Dataset of sentiment tagged language resources for Bosnian language

Sead Jahić; Jernej Vičič

doi:10.1016/j.dib.2024.110247

Dataset of sentiment tagged language resources for Bosnian language

Data Brief. 2024 Feb 28:53:110247. doi: 10.1016/j.dib.2024.110247. eCollection 2024 Apr.

Authors

Sead Jahić¹, Jernej Vičič^{1

2}

Affiliations

¹ University of Primorska, FAMNIT, Glagoljaska 8, 6000 Koper, Slovenia.
² Research Centre of the Slovenian Academy of Sciences and Arts, The Fran Ramovž Institute, Novi trg 2, 1000, Ljubljana, Slovenia.

Abstract

The Bosnian language holds significant importance as a member of the West-South Slavic subgroup within the Slavic branch of the Indo-European linguistic family.

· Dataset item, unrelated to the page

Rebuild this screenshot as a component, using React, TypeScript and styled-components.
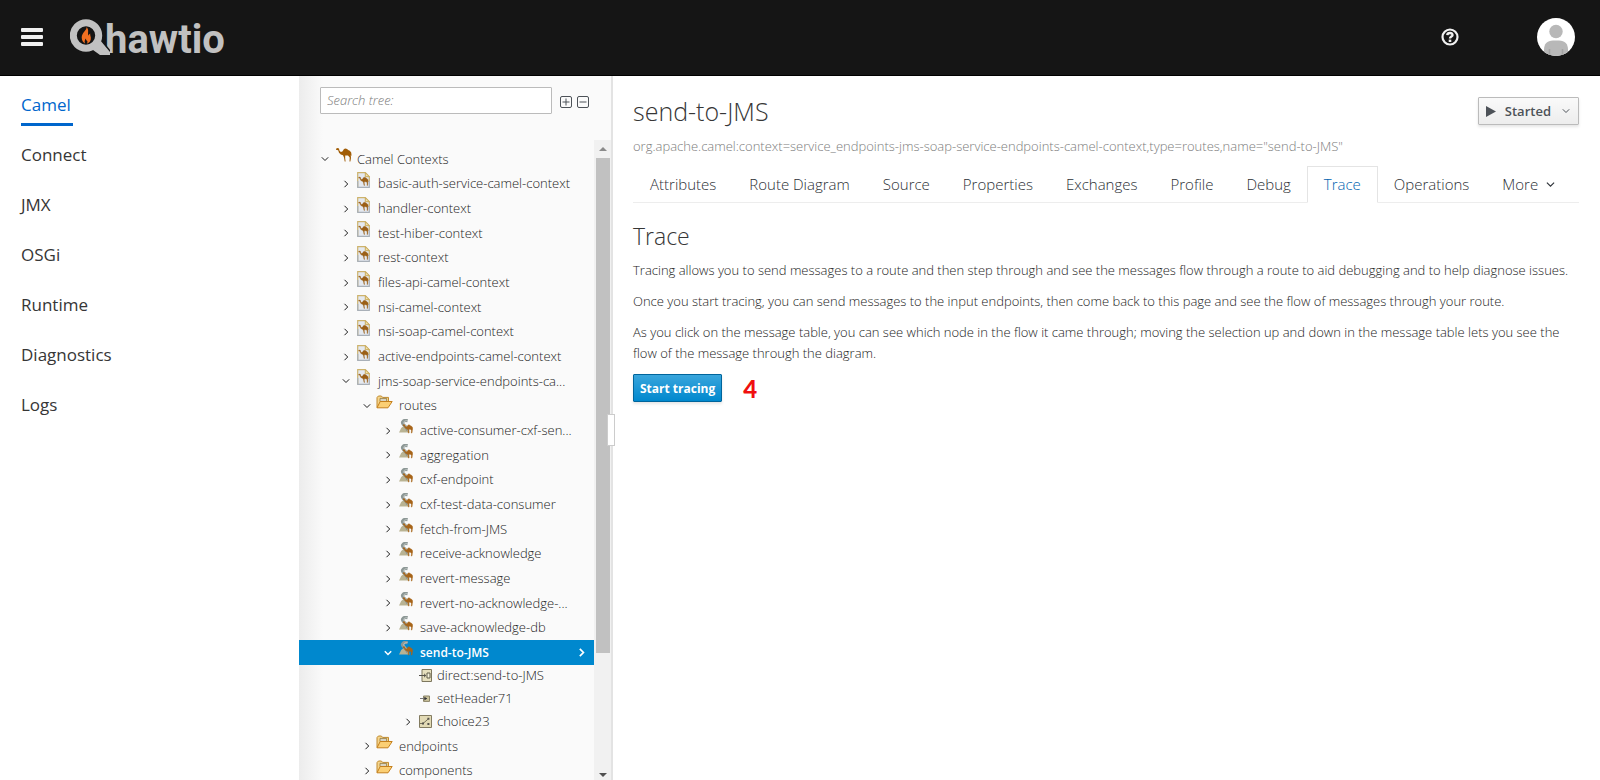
import React from 'react';
import styled, { createGlobalStyle, css } from 'styled-components';

const GlobalStyle = createGlobalStyle`
  *, *::before, *::after { box-sizing: border-box; }
  html, body, #root { height: 100%; }
  body {
    margin: 0;
    overflow: hidden;
    background: #fff;
    color: #1c1c1c;
    font-family: "Open Sans", "Noto Sans", sans-serif;
    font-size: 13px;
    font-weight: 350;
    line-height: 21px;
  }
  button, input { font: inherit; color: inherit; }
  ul { list-style: none; margin: 0; padding: 0; }
  svg { display: block; flex: none; }
`;

const Page = styled.div`
  display: flex;
  flex-direction: column;
  height: 100vh;
`;

const Header = styled.header`
  display: flex;
  align-items: center;
  flex: none;
  height: 76px;
  padding: 0 24px 2px 20px;
  background: #151515;
  border-bottom: 1px solid #000;
`;

const IconButton = styled.button`
  display: flex;
  padding: 0;
  border: 0;
  background: none;
  cursor: pointer;
`;

const Brand = styled.a`
  display: flex;
  align-items: center;
  margin-left: 26px;
  color: #c1c1c1;
  text-decoration: none;
  svg { position: relative; z-index: 1; }
`;

const BrandName = styled.span`
  margin-left: -5px;
  padding-top: 6px;
  font-family: Roboto, sans-serif;
  font-size: 40px;
  font-weight: 700;
  line-height: 44px;
`;

const HeaderTools = styled.div`
  display: flex;
  align-items: center;
  gap: 77px;
  margin-left: auto;
`;

const Body = styled.div`
  display: flex;
  flex: 1;
  min-height: 0;
`;

const Sidebar = styled.nav`
  flex: none;
  width: 299px;
  padding: 4px 21px;
`;

const NavItem = styled.li`
  display: flex;
  height: 50px;
  align-items: center;
`;

const NavLink = styled.a<{ $active?: boolean }>`
  color: #363636;
  font-size: 17px;
  font-weight: 400;
  line-height: 24px;
  text-decoration: none;
  ${({ $active }) =>
    $active &&
    css`
      min-width: 52px;
      margin-top: 8px;
      padding-bottom: 6px;
      border-bottom: 3px solid #06c;
      color: #06c;
    `}
`;

const TreePanel = styled.aside`
  display: flex;
  flex-direction: column;
  flex: none;
  width: 314px;
  background: linear-gradient(to right, #ececec, #fafafa 24px);
  border-right: 2px solid #e3e3e3;
`;

const TreeToolbar = styled.form`
  display: flex;
  align-items: center;
  flex: none;
  height: 64px;
  padding: 0 0 16px 21px;
`;

const SearchInput = styled.input`
  flex: none;
  width: 232px;
  height: 27px;
  margin-right: 8px;
  padding: 0 6px;
  border: 1px solid #bbb;
  border-radius: 1px;
  background: #fff;
  &::placeholder { color: #7c7c7c; font-style: italic; opacity: 1; }
`;

const ToolButton = styled(IconButton)`
  margin-right: 5px;
  padding-top: 3px;
  color: #4d5258;
`;

const TreeArea = styled.div`
  display: flex;
  flex: 1;
  min-height: 0;
`;

const Tree = styled.ul`
  flex: 1;
  min-width: 0;
  padding-top: 7px;
  overflow: hidden;
`;

const TreeRow = styled.li<{ $level: number; $selected?: boolean; $leaf?: boolean }>`
  display: flex;
  align-items: center;
  height: ${({ $leaf }) => ($leaf ? 23 : 25)}px;
  padding-left: ${({ $level, $leaf }) => 19 + $level * 21 - ($leaf ? 1 : 0)}px;
  padding-right: 8px;
  padding-bottom: ${({ $leaf }) => ($leaf ? 2 : 0)}px;
  ${({ $leaf }) => !$leaf && css`&:nth-child(3n + 1) { height: 24px; }`}
  ${({ $selected }) =>
    $selected &&
    css`
      background: #0088ce;
      color: #fff;
      font-size: 12px;
      font-weight: 600;
    `}
`;

const Toggle = styled(IconButton)<{ $hidden?: boolean }>`
  width: 14px;
  height: 14px;
  align-items: center;
  justify-content: center;
  visibility: ${({ $hidden }) => ($hidden ? 'hidden' : 'visible')};
`;

const NodeIcon = styled.span<{ $width: number }>`
  display: flex;
  justify-content: flex-start;
  width: ${({ $width }) => $width}px;
  margin-left: 4px;
  flex: none;
`;

const RaisedIcon = styled(NodeIcon)`
  padding-bottom: 8px;
`;

const FolderHolder = styled(RaisedIcon)`
  margin-left: 2px;
`;

const NodeLabel = styled.span`
  flex: 1;
  white-space: nowrap;
`;

const ScrollTrack = styled.div`
  display: flex;
  flex-direction: column;
  align-items: center;
  flex: none;
  width: 17px;
  background: #f1f1f1;
`;

const ScrollThumb = styled.div`
  flex: none;
  width: 14px;
  height: 495px;
  background: #c1c1c1;
`;

const ScrollArrow = styled.div`
  display: flex;
  align-items: center;
  justify-content: center;
  flex: none;
  height: 18px;
  &:last-child { height: 10px; margin-top: auto; }
`;

const Splitter = styled.div`
  position: relative;
  width: 0;
`;

const SplitterHandle = styled.div`
  position: absolute;
  top: 338px;
  left: -6px;
  width: 8px;
  height: 32px;
  border: 1px solid #ccc;
  background: #fff;
`;

const Main = styled.main`
  flex: 1;
  min-width: 0;
  padding: 20px 21px 0 20px;
`;

const TitleRow = styled.div`
  display: flex;
  justify-content: space-between;
  align-items: flex-start;
`;

const Title = styled.h1`
  margin: 0;
  color: #363636;
  font-size: 25px;
  font-weight: 300;
  line-height: 30px;
`;

const StatusButton = styled.button`
  display: flex;
  align-items: center;
  height: 28px;
  margin-top: 1px;
  padding: 0 8px 0 7px;
  border: 1px solid #bbb;
  border-radius: 1px;
  background: linear-gradient(#fafafa, #ededed);
  box-shadow: 0 2px 3px rgba(3, 3, 3, 0.1);
  color: #4d5258;
  font-weight: 600;
  span { margin: 0 11px 0 9px; }
`;

const ObjectName = styled.p`
  margin: 10px 0 9px;
  color: #7c7c7c;
`;

const Tabs = styled.ul`
  display: flex;
  border-bottom: 1px solid #ededed;
`;

const TabLink = styled.a<{ $active?: boolean }>`
  display: flex;
  align-items: center;
  gap: 8px;
  height: 37px;
  margin: 0 -1px -1px 0;
  padding: 0 16px;
  border: 1px solid transparent;
  color: #2c3036;
  font-size: 15px;
  white-space: nowrap;
  text-decoration: none;
  ${({ $active }) =>
    $active &&
    css`
      border-color: #e4e4e4 #e4e4e4 #fff;
      background: #fff;
      color: #0063b0;
    `}
`;

const SectionTitle = styled.h2`
  margin: 19px 0 10px;
  color: #363636;
  font-size: 23px;
  font-weight: 300;
  line-height: 28px;
`;

const Paragraph = styled.p`
  margin: 0 0 10px;
`;

const Actions = styled.div`
  display: flex;
  align-items: center;
  gap: 21px;
`;

const PrimaryButton = styled.button`
  height: 28px;
  padding: 0 6px;
  border: 1px solid #00659c;
  border-radius: 1px;
  background: linear-gradient(#39a5dc, #0088ce);
  box-shadow: 0 2px 3px rgba(3, 3, 3, 0.1);
  color: #fff;
  font-size: 12px;
  font-weight: 700;
`;

const StepNumber = styled.span`
  color: #f00f0f;
  font-family: Lato, sans-serif;
  font-size: 24px;
  font-weight: 900;
`;

const Chevron = ({ down, size = 8, weight = 1 }: { down?: boolean; size?: number; weight?: number }) => (
  <svg width={size} height={size} viewBox="0 0 8 8" fill="none" stroke="currentColor" strokeWidth={weight}>
    <path d={down ? 'M.8 2.3 4 5.5 7.2 2.3' : 'M2.5.8 5.7 4 2.5 7.2'} />
  </svg>
);

const camelShape =
  'M0 .8 1.6 0 3 .6 3.4 2.6 4.8 4 6.4 3.4 8 1 9.6.4 11 1 12.6 2.2 13.8 2.8 15.2 4.4 15.6 8 14.8 7 15 10 14.4 13.6 13.5 13.6 13.7 9.4 12 7.6 9.2 7.6 9.2 10.4 9.6 13.6 8.7 13.6 8 9.6 7 7.2 4.8 6.6 3 4.8 2.2 2.2 0 1.7Z';

const CamelIcon = () => (
  <svg width="17" height="15" viewBox="0 0 17 15" fill="#a15c05">
    <path d={camelShape} />
  </svg>
);

const ContextIcon = () => (
  <svg width="13" height="16" viewBox="0 0 13 16">
    <path d="M.7.7h7.6l4 4v10.6H.7z" fill="#e4e9f0" />
    <path d="M.7 15.3V.7h7.6l4 4V9" fill="none" stroke="#cdb36c" strokeWidth="1.2" />
    <path d="M.7 9v6.3h11.6V9" fill="none" stroke="#a9b0b8" strokeWidth="1.2" />
    <path d="M8.3.7v4h4z" fill="#f4e3ac" stroke="#c9ab5c" />
    <path d={camelShape} fill="#9b5f16" stroke="#9b5f16" strokeWidth=".5" transform="translate(1.6 5) scale(.62)" />
  </svg>
);

const FolderIcon = () => (
  <svg width="17" height="14" viewBox="0 0 17 14" strokeLinejoin="round">
    <path d="M1 12.6V2.6L2.4 1h3l1.2 1.4H12.5v4" fill="#f6d58b" stroke="#c08a2e" />
    <path d="M4 3.4h6.6V6.5H4z" fill="#d8d4c4" stroke="#8f7640" strokeWidth=".8" />
    <path d="M1 12.8 4.2 6.5h12L12 12.8z" fill="#fbcf74" stroke="#c5801d" />
  </svg>
);

const RouteIcon = () => (
  <svg width="14" height="15" viewBox="0 0 14 15">
    <path d="M0 13.4 2.2 9l3-2.4 4 3 1.5 3.8z" fill="#b9b393" />
    <path d="M8.6 1.6C4.6.8 2.6 2.8 4 5s5 3 4.6 7" fill="none" stroke="#8c9795" strokeWidth="3.2" />
    <path d="M8.6 1.6C5.6 1.6 4 2.800 5.200 4.800S9.600 7.600 8.800 12" fill="none" stroke="#cdd2cf" strokeWidth=".8" />
    <path d={camelShape} fill="#a8651a" stroke="#a8651a" strokeWidth=".8" transform="translate(4 5.6) scale(.62)" />
  </svg>
);

const EndpointIcon = () => (
  <svg width="13" height="13" viewBox="0 0 13 13" fill="none">
    <path d="M3 .5h9.5v12H3z" fill="#e6dfbe" stroke="#7d775e" />
    <path d="M8 4h3v5H8z" fill="#f6f2dc" stroke="#5e5a48" />
    <path d="M0 6.5h6.6M5 4.8l1.8 1.7L5 8.2" stroke="#55524a" />
  </svg>
);

const ProcessorIcon = () => (
  <svg width="12" height="13" viewBox="0 0 12 13" fill="none">
    <path d="M4.5 4h6v5.4h-6z" fill="#cbc39c" stroke="#8b8467" />
    <path d="M1 6.5h7" stroke="#777" />
    <path d="M5.4 4.8 8.2 6.6 5.4 8.4z" fill="#333" />
  </svg>
);

const ChoiceIcon = () => (
  <svg width="13" height="13" viewBox="0 0 13 13" fill="none">
    <path d="M.5.5h12v12H.5z" fill="#e2dab5" stroke="#827b60" />
    <path d="M1 8.5h3M4 8.5 9 4.2" stroke="#77725c" />
    <path d="M8.4 2.8h2v2h-2zM8.4 8h2v2h-2zM3 7.4h2v2H3z" fill="#55524a" />
  </svg>
);

const icons = {
  camel: CamelIcon,
  context: ContextIcon,
  folder: FolderIcon,
  route: RouteIcon,
  endpoint: EndpointIcon,
  processor: ProcessorIcon,
  choice: ChoiceIcon,
};

type TreeNode = {
  label: string;
  level: number;
  icon: keyof typeof icons;
  open?: boolean;
  selected?: boolean;
  childless?: boolean;
};

const routes = [
  'active-consumer-cxf-sen...',
  'aggregation',
  'cxf-endpoint',
  'cxf-test-data-consumer',
  'fetch-from-JMS',
  'receive-acknowledge',
  'revert-message',
  'revert-no-acknowledge-...',
  'save-acknowledge-db',
];

const contexts = [
  'basic-auth-service-camel-context',
  'handler-context',
  'test-hiber-context',
  'rest-context',
  'files-api-camel-context',
  'nsi-camel-context',
  'nsi-soap-camel-context',
  'active-endpoints-camel-context',
];

const nodes: TreeNode[] = [
  { label: 'Camel Contexts', level: 0, icon: 'camel', open: true },
  ...contexts.map((label): TreeNode => ({ label, level: 1, icon: 'context' })),
  { label: 'jms-soap-service-endpoints-ca...', level: 1, icon: 'context', open: true },
  { label: 'routes', level: 2, icon: 'folder', open: true },
  ...routes.map((label): TreeNode => ({ label, level: 3, icon: 'route' })),
  { label: 'send-to-JMS', level: 3, icon: 'route', open: true, selected: true },
  { label: 'direct:send-to-JMS', level: 4, icon: 'endpoint', childless: true },
  { label: 'setHeader71', level: 4, icon: 'processor', childless: true },
  { label: 'choice23', level: 4, icon: 'choice' },
  { label: 'endpoints', level: 2, icon: 'folder' },
  { label: 'components', level: 2, icon: 'folder' },
];

const iconColumn = { camel: 21, context: 21, folder: 23, route: 21, endpoint: 18, processor: 18, choice: 18 };

const holderFor = (node: TreeNode) => {
  if (node.level === 4) return NodeIcon;
  return node.icon === 'folder' ? FolderHolder : RaisedIcon;
};

const navItems = ['Camel', 'Connect', 'JMX', 'OSGi', 'Runtime', 'Diagnostics', 'Logs'];

const tabs = [
  'Attributes',
  'Route Diagram',
  'Source',
  'Properties',
  'Exchanges',
  'Profile',
  'Debug',
  'Trace',
  'Operations',
  'More',
];

export default function App() {
  return (
    <Page>
      <GlobalStyle />
      <Header>
        <IconButton type="button" aria-label="Toggle navigation">
          <svg width="24" height="20" viewBox="0 0 24 20" fill="#f0f0f0">
            <rect x="1" y="1" width="22" height="4" rx="1" />
            <rect x="1" y="8" width="22" height="4" rx="1" />
            <rect x="1" y="15" width="22" height="4" rx="1" />
          </svg>
        </IconButton>
        <Brand href="#">
          <svg width="40" height="38" viewBox="0 0 40 38">
            <path d="M20 30l7-7 4-1 9 12v3H30l-7-5z" fill="#c1c1c1" />
            <path d="M31 22l10 12" stroke="#151515" strokeWidth="1.5" />
            <circle cx="16" cy="17.5" r="9.5" fill="#151515" />
            <circle cx="16" cy="17.5" r="12.7" fill="none" stroke="#c1c1c1" strokeWidth="7" />
            <path
              d="M16.5 9c.8 3-4.8 5.5-4.8 10.5 0 3 1.5 5 3.3 6-.8-2.5 0-4 1-5 0 1.500.5 2 1.300 2.500.3 1 0 2-.5 2.800 2.800-1 4.400-3.300 4-6.300-.2-1.500-.8-2.500-.6-4-1 .4-1.500 1.300-1.500 2.300-1.700-2.500 1-5.500-2.200-8.800z"
              fill="#f37021"
            />
          </svg>
          <BrandName>hawtio</BrandName>
        </Brand>
        <HeaderTools>
          <IconButton type="button" aria-label="Help">
            <svg width="18" height="18" viewBox="0 0 18 18" fill="none" stroke="#f0f0f0">
              <circle cx="9" cy="9" r="7.5" strokeWidth="2.2" />
              <path d="M6.3 7.2C6.5 4.3 11.7 4.3 11.5 7.2 11.4 8.7 9 8.6 9 10.6" strokeWidth="2.4" />
              <path d="M9 11.6v2.4" strokeWidth="2.6" />
            </svg>
          </IconButton>
          <IconButton type="button" aria-label="User menu">
            <svg width="40" height="40" viewBox="0 0 40 40">
              <clipPath id="avatar">
                <circle cx="20" cy="20" r="19" />
              </clipPath>
              <g clipPath="url(#avatar)">
                <path d="M0 0h40v40H0z" fill="#fff" />
                <circle cx="20" cy="14.5" r="6.7" fill="#b8b8b8" />
                <path d="M8 40v-7c0-6 3-9.5 9-9.5h6c6 0 9 3.5 9 9.5v7z" fill="#b8b8b8" />
                <path d="M13.5 32v8M26.5 32v8" stroke="#a3a3a3" strokeWidth="1.5" />
              </g>
            </svg>
          </IconButton>
        </HeaderTools>
      </Header>
      <Body>
        <Sidebar aria-label="Main">
          <ul>
            {navItems.map((item, i) => (
              <NavItem key={item}>
                <NavLink href="#" $active={i === 0}>
                  {item}
                </NavLink>
              </NavItem>
            ))}
          </ul>
        </Sidebar>
        <TreePanel>
          <TreeToolbar>
            <SearchInput type="text" placeholder="Search tree:" aria-label="Search tree" />
            {['Expand all', 'Collapse all'].map((label, i) => (
              <ToolButton key={label} type="button" aria-label={label}>
                <svg width="12" height="12" viewBox="0 0 12 12" fill="none" stroke="currentColor">
                  <rect x=".5" y=".5" width="11" height="11" rx="1.5" />
                  <path d={i === 0 ? 'M2.5 6h7M6 2.5v7' : 'M2.5 6h7'} />
                </svg>
              </ToolButton>
            ))}
          </TreeToolbar>
          <TreeArea>
            <Tree>
              {nodes.map((node) => {
                const Icon = icons[node.icon];
                const Holder = holderFor(node);
                return (
                  <TreeRow
                    key={node.label}
                    $level={node.level}
                    $selected={node.selected}
                    $leaf={node.level === 4}
                  >
                    <Toggle type="button" aria-label={`Toggle ${node.label}`} $hidden={node.childless}>
                      <Chevron down={node.open} weight={node.selected ? 1.5 : 1} />
                    </Toggle>
                    <Holder $width={iconColumn[node.icon]}>
                      <Icon />
                    </Holder>
                    <NodeLabel>{node.label}</NodeLabel>
                    {node.selected && <Chevron size={9} weight={1.5} />}
                  </TreeRow>
                );
              })}
            </Tree>
            <ScrollTrack>
              <ScrollArrow>
                <svg width="8" height="4" fill="#8a8a8a">
                  <path d="M0 4 4 0l4 4z" />
                </svg>
              </ScrollArrow>
              <ScrollThumb />
              <ScrollArrow>
                <svg width="8" height="4" fill="#505050">
                  <path d="M0 0h8L4 4z" />
                </svg>
              </ScrollArrow>
            </ScrollTrack>
          </TreeArea>
        </TreePanel>
        <Splitter>
          <SplitterHandle />
        </Splitter>
        <Main>
          <TitleRow>
            <Title>send-to-JMS</Title>
            <StatusButton type="button">
              <svg width="10" height="11" fill="#4d5258">
                <path d="M0 0l10 5.5L0 11z" />
              </svg>
              <span>Started</span>
              <Chevron down />
            </StatusButton>
          </TitleRow>
          <ObjectName>
            org.apache.camel:context=service_endpoints-jms-soap-service-endpoints-camel-context,type=routes,name="send-to-JMS"
          </ObjectName>
          <Tabs>
            {tabs.map((tab) => (
              <li key={tab}>
                <TabLink href="#" $active={tab === 'Trace'}>
                  {tab}
                  {tab === 'More' && <Chevron down size={9} />}
                </TabLink>
              </li>
            ))}
          </Tabs>
          <SectionTitle>Trace</SectionTitle>
          <Paragraph>
            Tracing allows you to send messages to a route and then step through and see the messages flow through a
            route to aid debugging and to help diagnose issues.
          </Paragraph>
          <Paragraph>
            Once you start tracing, you can send messages to the input endpoints, then come back to this page and see
            the flow of messages through your route.
          </Paragraph>
          <Paragraph>
            As you click on the message table, you can see which node in the flow it came through; moving the selection
            up and down in the message table lets you see the flow of the message through the diagram.
          </Paragraph>
          <Actions>
            <PrimaryButton type="button">Start tracing</PrimaryButton>
            <StepNumber>4</StepNumber>
          </Actions>
        </Main>
      </Body>
    </Page>
  );
}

With approximately 2.5 million speakers in Europe, including 1.87 million individuals in Bosnia and Herzegovina alone, the Bosnian language constitutes the mother tongue for a considerable portion of the population. In Natural Language Processing (NLP) tasks related to the Bosnian language, besides removing stop words, it is important to consider the influence of other linguistic elements. Bosnian text contains words derived from diminishers, relative intensifiers, minimizers, maximizers, boosters, and approximators. These words contribute to the overall meaning and sentiment analysis of the text. By including these elements in NLP models and algorithms, researchers can achieve more accurate and nuanced analysis of Bosnian language data, enhancing the effectiveness of NLP applications. The two lists of sentiment annotated words that present the core of the Bosnian sentiment-annotated lexicon, a list of the stopwords, and a list of Affirmative and non-Affrimative words (AnAwords) composed mostly of intensifiers and diminishers, were used to construct a dataset that presents the base for sentiment analysis in the Bosnian language.

Keywords: AnAwords; Diminishers; Intensifiers; Lexicon; Sense; Stopwords.